**Exercise requirements**:
Repeat the listing that follows, character for character, minus the pictures.

**Data segment**:
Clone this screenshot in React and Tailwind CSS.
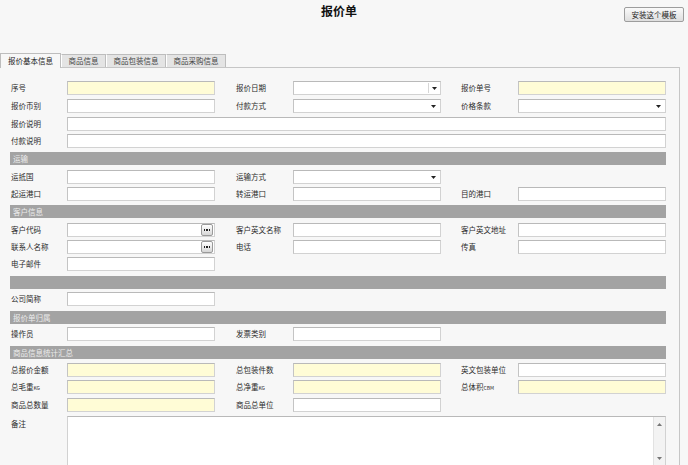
import React from "react";

const H = { 16: "h-[16px]", 17: "h-[17px]", 18: "h-[18px]", 19: "h-[19px]" };

function Arrow() {
  return (
    <svg width="5" height="3" viewBox="0 0 5 3" className="shrink-0">
      <polygon points="0,0 5,0 2.5,3" fill="#222" />
    </svg>
  );
}

function Field({ kind, w = "w-[148px]" }) {
  const bg = kind === "yellow" ? "bg-[#fffcd6]" : "bg-white";
  return (
    <div className={`${w} shrink-0 h-[14px] border border-[#d2d2d2] border-t-[#b9b9b9] border-l-[#c4c4c4] ${bg} flex items-center justify-end`}>
      {kind === "select" && (
        <span className="mr-[4px] flex">
          <Arrow />
        </span>
      )}
      {kind === "date" && (
        <>
          <span className="w-px h-[10px] bg-[#d6d6d6] mr-[3px]" />
          <span className="mr-[3px] flex">
            <Arrow />
          </span>
        </>
      )}
      {kind === "dots" && (
        <span className="mr-px w-[12px] h-[12px] border border-[#9a9a9a] rounded-[2px] bg-gradient-to-b from-white to-[#d6d6d6] flex items-center justify-center gap-px">
          <span className="w-[1.5px] h-[1.5px] bg-[#222]" />
          <span className="w-[1.5px] h-[1.5px] bg-[#222]" />
          <span className="w-[1.5px] h-[1.5px] bg-[#222]" />
        </span>
      )}
    </div>
  );
}

function Label({ text, cls }) {
  const m = text.match(/^(.*?)(KG|CBM)$/);
  return (
    <div className={`${cls} shrink-0 text-[7.5px] leading-[14px] text-[#2a2a2a] whitespace-nowrap`}>
      {m ? (
        <>
          {m[1]}
          <span className="text-[5px]">{m[2]}</span>
        </>
      ) : (
        text
      )}
    </div>
  );
}

const labelCls = ["w-[57px] pl-px", "w-[78px] pl-[21px]", "w-[77px] pl-[20px]"];

const items = [
  { h: 18, cells: [["序号", "yellow"], ["报价日期", "date"], ["报价单号", "yellow"]] },
  { h: 18, cells: [["报价币别", "white"], ["付款方式", "select"], ["价格条款", "select"]] },
  { h: 17, full: "报价说明" },
  { h: 18, full: "付款说明" },
  { h: 18, header: "运输" },
  { h: 17, cells: [["运抵国", "white"], ["运输方式", "select"]] },
  { h: 18, cells: [["起运港口", "white"], ["转运港口", "white"], ["目的港口", "white"]] },
  { h: 18, header: "客户信息" },
  { h: 17, cells: [["客户代码", "dots"], ["客户英文名称", "white"], ["客户英文地址", "white"]] },
  { h: 17, cells: [["联系人名称", "dots"], ["电话", "white"], ["传真", "white"]] },
  { h: 19, cells: [["电子邮件", "white"]] },
  { h: 16, header: "" },
  { h: 19, cells: [["公司简称", "white"]] },
  { h: 16, header: "报价单归属" },
  { h: 19, cells: [["操作员", "white"], ["发票类别", "white"]] },
  { h: 17, header: "商品信息统计汇总" },
  { h: 17, cells: [["总报价金额", "yellow"], ["总包装件数", "yellow"], ["英文包装单位", "white"]] },
  { h: 18, cells: [["总毛重KG", "yellow"], ["总净重KG", "yellow"], ["总体积CBM", "yellow"]] },
  { h: 18, cells: [["商品总数量", "yellow"], ["商品总单位", "white"]] },
];

function Item({ it }) {
  if (it.header !== undefined) {
    return (
      <div className={H[it.h]}>
        <div className="w-[656px] h-[13px] bg-[#a3a3a3] pl-[3px] text-[7.5px] leading-[13px] text-[#ececec]">
          {it.header}
        </div>
      </div>
    );
  }
  if (it.full) {
    return (
      <div className={H[it.h]}>
        <div className="flex items-center h-[14px]">
          <Label text={it.full} cls={labelCls[0]} />
          <Field kind="white" w="w-[599px]" />
        </div>
      </div>
    );
  }
  return (
    <div className={H[it.h]}>
      <div className="flex items-center h-[14px]">
        {it.cells.map(([t, k], i) => (
          <React.Fragment key={i}>
            <Label text={t} cls={labelCls[i]} />
            <Field kind={k} />
          </React.Fragment>
        ))}
      </div>
    </div>
  );
}

export default function App() {
  return (
    <div className="w-[688px] h-[465px] overflow-hidden bg-[#f7f7f7] font-['Noto_Sans_CJK_SC','Noto_Sans',sans-serif]">
      <div className="h-[53px] flex items-start">
        <div className="ml-[321px] mt-[4px] text-[12px] leading-[14px] font-bold text-[#111]">报价单</div>
        <button className="ml-auto mr-[4px] mt-[7px] w-[60px] h-[15px] border border-[#9d9d9d] rounded-[2px] bg-gradient-to-b from-[#fafafa] to-[#dedede] text-[7.5px] leading-[13px] text-[#222]">
          安装这个模板
        </button>
      </div>
      <div className="flex items-end h-[14px]">
        <div className="relative z-10 -mb-px w-[61px] h-[15px] border border-b-0 border-[#bdbdbd] bg-[#f7f7f7] text-center text-[7.5px] leading-[13px] text-[#222]">
          报价基本信息
        </div>
        <div className="w-[45px] h-[13px] border-t border-r border-l border-l-white border-[#bdbdbd] bg-[#e4e4e4] text-center text-[7.5px] leading-[12px] text-[#444]">
          商品信息
        </div>
        <div className="w-[60px] h-[13px] border-t border-r border-l border-l-white border-[#bdbdbd] bg-[#e4e4e4] text-center text-[7.5px] leading-[12px] text-[#444]">
          商品包装信息
        </div>
        <div className="w-[60px] h-[13px] border-t border-r border-l border-l-white border-[#bdbdbd] bg-[#e4e4e4] text-center text-[7.5px] leading-[12px] text-[#444]">
          商品采购信息
        </div>
      </div>
      <div className="w-[680px] h-[420px] border-t border-r border-[#c6c6c6] pl-[10px] pt-[13px]">
        {items.map((it, i) => (
          <Item key={i} it={it} />
        ))}
        <div className="flex items-start">
          <div className="w-[57px] pl-px pt-[1px] text-[7.5px] leading-[14px] text-[#2a2a2a]">备注</div>
          <div className="w-[599px] h-[60px] border border-[#d2d2d2] border-t-[#b9b9b9] bg-white flex justify-end">
            <div className="w-[12px] h-full border-l border-[#e2e2e2] bg-[#f3f3f3] flex flex-col items-center pt-[6px] gap-[31px]">
              <svg width="5" height="3" viewBox="0 0 5 3">
                <polygon points="0,3 5,3 2.5,0" fill="#777" />
              </svg>
              <svg width="5" height="3" viewBox="0 0 5 3">
                <polygon points="0,0 5,0 2.5,3" fill="#777" />
              </svg>
            </div>
          </div>
        </div>
      </div>
    </div>
  );
}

**Response for this exercise**:
Clone this screenshot in React and Tailwind CSS.
import React from "react";

const H = { 16: "h-[16px]", 17: "h-[17px]", 18: "h-[18px]", 19: "h-[19px]" };

function Arrow() {
  return (
    <svg width="5" height="3" viewBox="0 0 5 3" className="shrink-0">
      <polygon points="0,0 5,0 2.5,3" fill="#222" />
    </svg>
  );
}

function Field({ kind, w = "w-[148px]" }) {
  const bg = kind === "yellow" ? "bg-[#fffcd6]" : "bg-white";
  return (
    <div className={`${w} shrink-0 h-[14px] border border-[#d2d2d2] border-t-[#b9b9b9] border-l-[#c4c4c4] ${bg} flex items-center justify-end`}>
      {kind === "select" && (
        <span className="mr-[4px] flex">
          <Arrow />
        </span>
      )}
      {kind === "date" && (
        <>
          <span className="w-px h-[10px] bg-[#d6d6d6] mr-[3px]" />
          <span className="mr-[3px] flex">
            <Arrow />
          </span>
        </>
      )}
      {kind === "dots" && (
        <span className="mr-px w-[12px] h-[12px] border border-[#9a9a9a] rounded-[2px] bg-gradient-to-b from-white to-[#d6d6d6] flex items-center justify-center gap-px">
          <span className="w-[1.5px] h-[1.5px] bg-[#222]" />
          <span className="w-[1.5px] h-[1.5px] bg-[#222]" />
          <span className="w-[1.5px] h-[1.5px] bg-[#222]" />
        </span>
      )}
    </div>
  );
}

function Label({ text, cls }) {
  const m = text.match(/^(.*?)(KG|CBM)$/);
  return (
    <div className={`${cls} shrink-0 text-[7.5px] leading-[14px] text-[#2a2a2a] whitespace-nowrap`}>
      {m ? (
        <>
          {m[1]}
          <span className="text-[5px]">{m[2]}</span>
        </>
      ) : (
        text
      )}
    </div>
  );
}

const labelCls = ["w-[57px] pl-px", "w-[78px] pl-[21px]", "w-[77px] pl-[20px]"];

const items = [
  { h: 18, cells: [["序号", "yellow"], ["报价日期", "date"], ["报价单号", "yellow"]] },
  { h: 18, cells: [["报价币别", "white"], ["付款方式", "select"], ["价格条款", "select"]] },
  { h: 17, full: "报价说明" },
  { h: 18, full: "付款说明" },
  { h: 18, header: "运输" },
  { h: 17, cells: [["运抵国", "white"], ["运输方式", "select"]] },
  { h: 18, cells: [["起运港口", "white"], ["转运港口", "white"], ["目的港口", "white"]] },
  { h: 18, header: "客户信息" },
  { h: 17, cells: [["客户代码", "dots"], ["客户英文名称", "white"], ["客户英文地址", "white"]] },
  { h: 17, cells: [["联系人名称", "dots"], ["电话", "white"], ["传真", "white"]] },
  { h: 19, cells: [["电子邮件", "white"]] },
  { h: 16, header: "" },
  { h: 19, cells: [["公司简称", "white"]] },
  { h: 16, header: "报价单归属" },
  { h: 19, cells: [["操作员", "white"], ["发票类别", "white"]] },
  { h: 17, header: "商品信息统计汇总" },
  { h: 17, cells: [["总报价金额", "yellow"], ["总包装件数", "yellow"], ["英文包装单位", "white"]] },
  { h: 18, cells: [["总毛重KG", "yellow"], ["总净重KG", "yellow"], ["总体积CBM", "yellow"]] },
  { h: 18, cells: [["商品总数量", "yellow"], ["商品总单位", "white"]] },
];

function Item({ it }) {
  if (it.header !== undefined) {
    return (
      <div className={H[it.h]}>
        <div className="w-[656px] h-[13px] bg-[#a3a3a3] pl-[3px] text-[7.5px] leading-[13px] text-[#ececec]">
          {it.header}
        </div>
      </div>
    );
  }
  if (it.full) {
    return (
      <div className={H[it.h]}>
        <div className="flex items-center h-[14px]">
          <Label text={it.full} cls={labelCls[0]} />
          <Field kind="white" w="w-[599px]" />
        </div>
      </div>
    );
  }
  return (
    <div className={H[it.h]}>
      <div className="flex items-center h-[14px]">
        {it.cells.map(([t, k], i) => (
          <React.Fragment key={i}>
            <Label text={t} cls={labelCls[i]} />
            <Field kind={k} />
          </React.Fragment>
        ))}
      </div>
    </div>
  );
}

export default function App() {
  return (
    <div className="w-[688px] h-[465px] overflow-hidden bg-[#f7f7f7] font-['Noto_Sans_CJK_SC','Noto_Sans',sans-serif]">
      <div className="h-[53px] flex items-start">
        <div className="ml-[321px] mt-[4px] text-[12px] leading-[14px] font-bold text-[#111]">报价单</div>
        <button className="ml-auto mr-[4px] mt-[7px] w-[60px] h-[15px] border border-[#9d9d9d] rounded-[2px] bg-gradient-to-b from-[#fafafa] to-[#dedede] text-[7.5px] leading-[13px] text-[#222]">
          安装这个模板
        </button>
      </div>
      <div className="flex items-end h-[14px]">
        <div className="relative z-10 -mb-px w-[61px] h-[15px] border border-b-0 border-[#bdbdbd] bg-[#f7f7f7] text-center text-[7.5px] leading-[13px] text-[#222]">
          报价基本信息
        </div>
        <div className="w-[45px] h-[13px] border-t border-r border-l border-l-white border-[#bdbdbd] bg-[#e4e4e4] text-center text-[7.5px] leading-[12px] text-[#444]">
          商品信息
        </div>
        <div className="w-[60px] h-[13px] border-t border-r border-l border-l-white border-[#bdbdbd] bg-[#e4e4e4] text-center text-[7.5px] leading-[12px] text-[#444]">
          商品包装信息
        </div>
        <div className="w-[60px] h-[13px] border-t border-r border-l border-l-white border-[#bdbdbd] bg-[#e4e4e4] text-center text-[7.5px] leading-[12px] text-[#444]">
          商品采购信息
        </div>
      </div>
      <div className="w-[680px] h-[420px] border-t border-r border-[#c6c6c6] pl-[10px] pt-[13px]">
        {items.map((it, i) => (
          <Item key={i} it={it} />
        ))}
        <div className="flex items-start">
          <div className="w-[57px] pl-px pt-[1px] text-[7.5px] leading-[14px] text-[#2a2a2a]">备注</div>
          <div className="w-[599px] h-[60px] border border-[#d2d2d2] border-t-[#b9b9b9] bg-white flex justify-end">
            <div className="w-[12px] h-full border-l border-[#e2e2e2] bg-[#f3f3f3] flex flex-col items-center pt-[6px] gap-[31px]">
              <svg width="5" height="3" viewBox="0 0 5 3">
                <polygon points="0,3 5,3 2.5,0" fill="#777" />
              </svg>
              <svg width="5" height="3" viewBox="0 0 5 3">
                <polygon points="0,0 5,0 2.5,3" fill="#777" />
              </svg>
            </div>
          </div>
        </div>
      </div>
    </div>
  );
}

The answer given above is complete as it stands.